To go a step further, David Glaser, a renowned healthcare attorney and member of the RACmonitor editorial board, was interviewed by Nina Youngstrom for the Oct. 15, 2018 issue of the Report on Medicare Compliance newsletter. During the interview he stated that he thinks hospitals that have already had any denials due to lack of an authenticated admission order should immediately appeal them. I think his opinion can also be extrapolated to mean that if you self-denied any admissions for lack of an authenticated order, you should consider cancelling any claim you submitted and refiling for full Part A payment. Hoping I interpreted his recommendations properly, I think that when a lawyer with the reputation of David Glaser seems to agree with my stance on this issue, I have to think I am on the right track.

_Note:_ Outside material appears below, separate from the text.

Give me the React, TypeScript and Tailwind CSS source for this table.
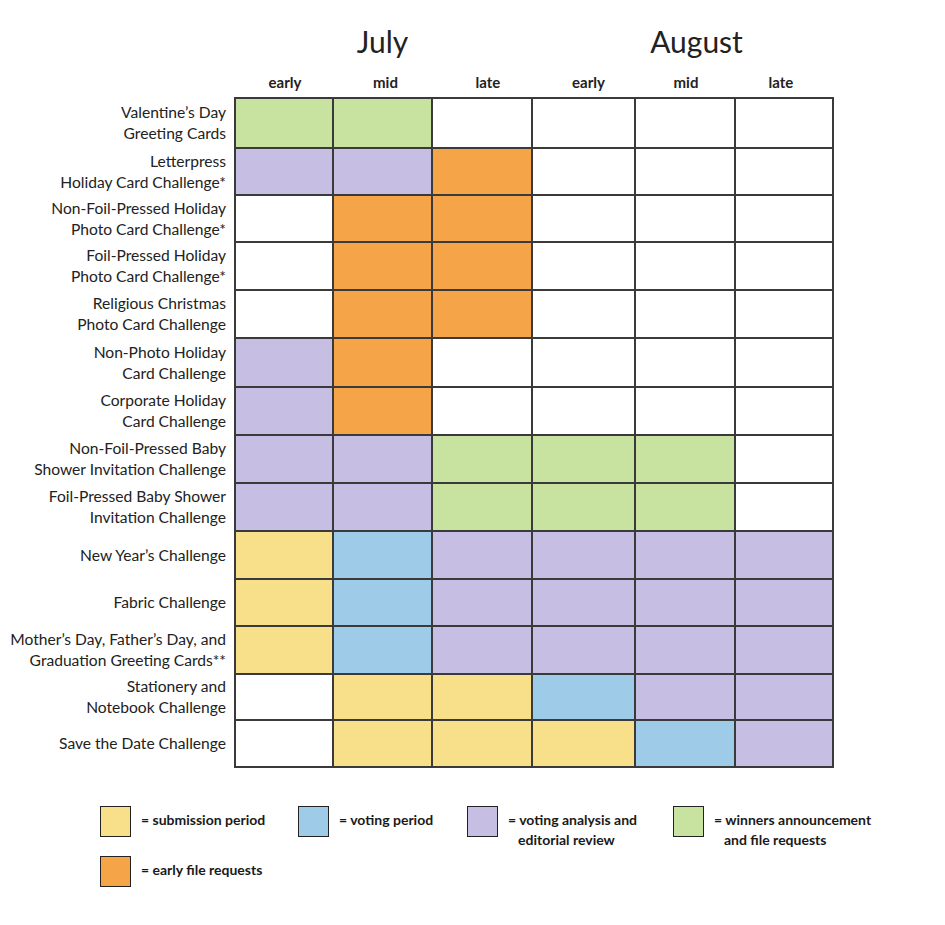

Once again, I think hospitals should read the rule itself, read my articles cited above, read David Glaser’s recommendation, talk to their own compliance teams and legal counsel, and decide what is right for themselves. If you choose to continue to self-deny all admissions with a defective or absent admission order, you will not be faulted. In fact, you may even be touted by those working hard to preserve the Medicare Trust Fund for providing excellent medical care at no cost to the Fund. But to quote CMS, I don’t think it is “the intent” of CMS that hospitals have to give away appropriate care because of the lack of a signature on the admission order – or absence of the word “admit.”
If you receive advice that billing an admission with a defective or absent order should happen “almost never,” I would ask for a definition of “almost never” and ask what circumstances warrant imposing their “almost never” exception. Perhaps their definition of “almost never” matches the CMS (non-existent) definition of “extremely rare.” Perhaps “almost never” is enough to fit the number of such admissions that slip through the cracks at your institution. But if their definition of “almost never” does not match your definition of “extremely rare,” I would stop, reread the rule, and decide which frequency you are willing to accept.
It is unclear if we will get more guidance from CMS or the contractors on this issue. When an admission with a defective or absent admission order is billed for Part A payment, there is no indication on the claim that the order is defective or absent. It will not be flagged for review or special handling. But if it is a short inpatient admission that is randomly pulled in the probe-and-educate audits, or the claim is audited as part of another review, such as a higher-weighted DRG or an outlier payment, you may be asked to justify your actions, so keep notes and have a process that you can describe. I think if all the other requirements for Part A payment are met, you will be able to keep your money. You provided care and you expended resources; you did your best to follow the rules. You earned that payment.
As long as you are not acting to purposely circumvent Medicare regulations, I think submitting a Part A claim is compliant.
Now it is up to you to decide what you want to do.